### Available data
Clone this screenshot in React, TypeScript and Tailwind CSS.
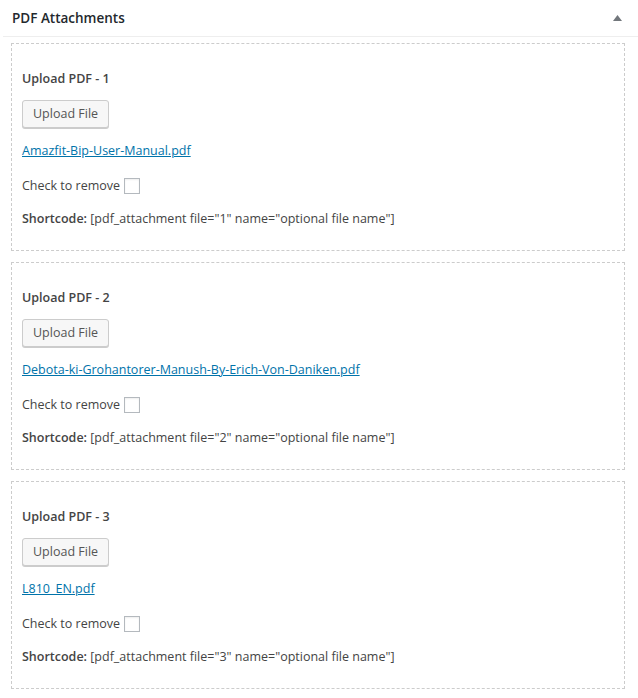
import React from "react";

const files = [
  { id: 1, name: "Amazfit-Bip-User-Manual.pdf" },
  { id: 2, name: "Debota-ki-Grohantorer-Manush-By-Erich-Von-Daniken.pdf" },
  { id: 3, name: "L810_EN.pdf" },
];

function UploadBox({ id, name }: { id: number; name: string }) {
  return (
    <div className="border border-dashed border-[#ccc] px-[10px] pt-[26px] pb-[22px]">
      <p className="h-[18px] text-[12.5px] font-semibold leading-[18px]">Upload PDF - {id}</p>
      <button
        type="button"
        className="mt-[12px] block h-[28px] rounded-[3px] border border-[#ccc] bg-[#f7f7f7] px-[10px] text-[12.5px] leading-[26px] text-[#555] shadow-[0_1px_0_#ccc]"
      >
        Upload File
      </button>
      <a href="#" className="mt-[14px] block h-[18px] leading-[18px] text-[#0073aa] underline">
        {name}
      </a>
      <label className="mt-[17px] flex h-[18px] items-center gap-[4px] leading-[18px]">
        Check to remove
        <span className="block h-[16px] w-[16px] border border-[#b4b9be] bg-white shadow-[inset_0_1px_2px_rgba(0,0,0,0.07)]" />
      </label>
      <p className="mt-[15px] h-[18px] leading-[18px]">
        <span className="font-semibold">Shortcode:</span> [pdf_attachment file="{id}" name="optional
        file name"]
      </p>
    </div>
  );
}

export default function App() {
  return (
    <div className="h-[698px] w-[638px] bg-white text-[12.5px] text-[#444] [font-family:'Open_Sans',sans-serif]">
      <div className="ml-[3px] flex h-[37px] items-center justify-between border-b border-[#eee] pl-[9px] pr-[16px]">
        <h2 className="text-[13.5px] font-semibold text-[#23282d]">PDF Attachments</h2>
        <svg width="9" height="6" viewBox="0 0 9 6" aria-hidden>
          <polygon points="4.5,0 9,6 0,6" fill="#72777c" />
        </svg>
      </div>
      <div className="ml-[11px] mr-[13px] mt-[6px] flex flex-col gap-[11px]">
        {files.map((f) => (
          <UploadBox key={f.id} id={f.id} name={f.name} />
        ))}
      </div>
    </div>
  );
}
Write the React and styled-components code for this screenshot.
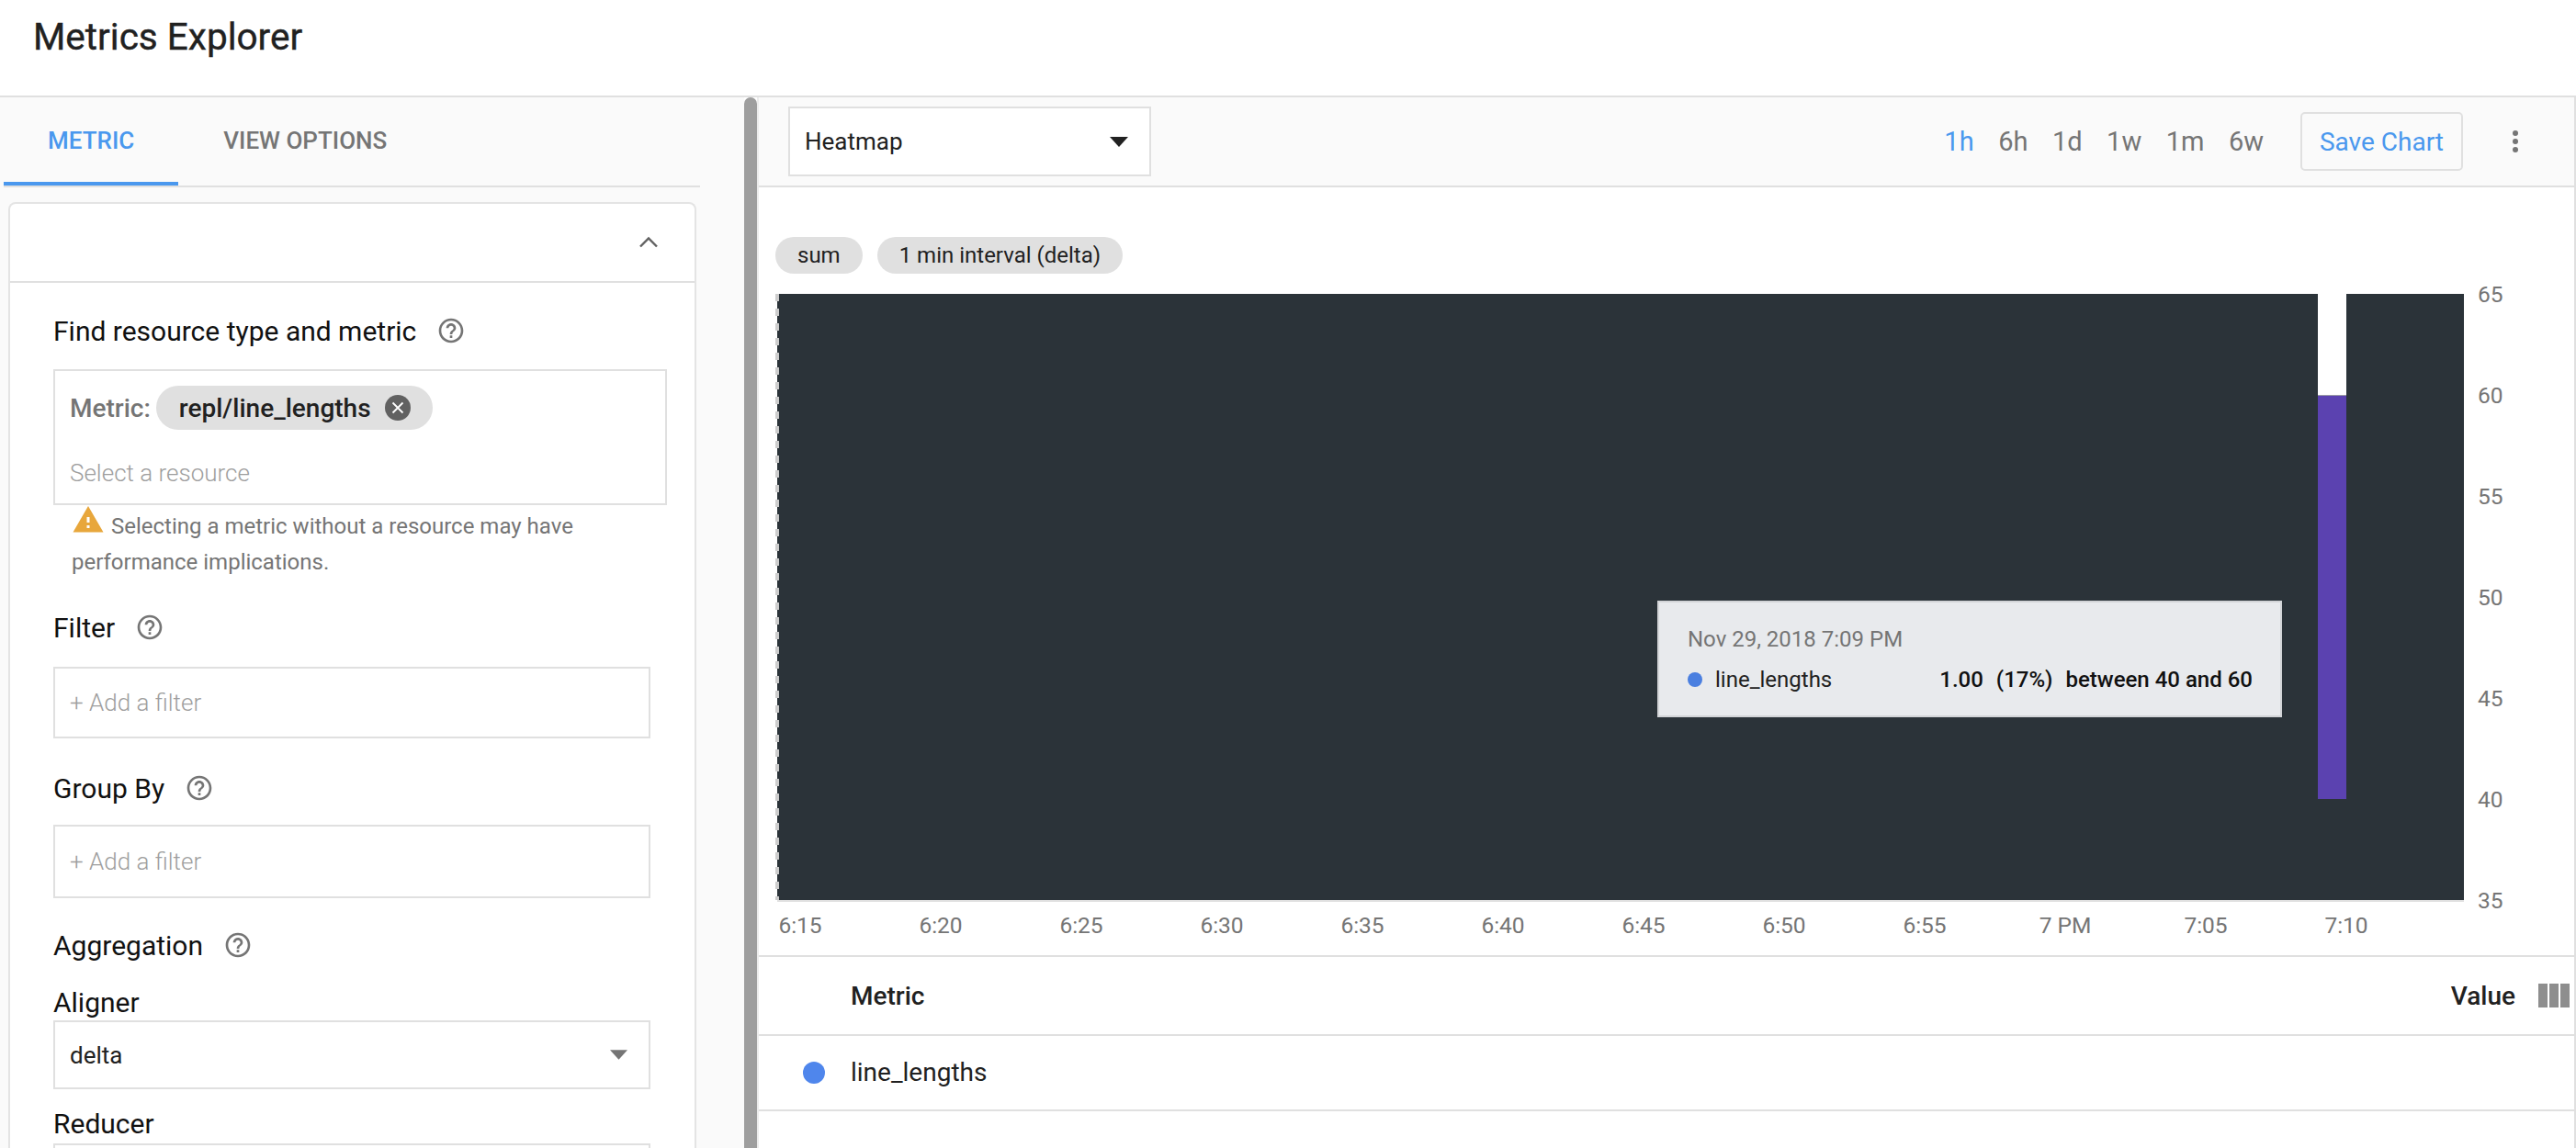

### Task objective
Select every line of the material above holding the word "React" and copy it.

### Task response
Clone this screenshot in React, TypeScript and Tailwind CSS.
import React from "react";
Write the React and styled-components code for this screenshot.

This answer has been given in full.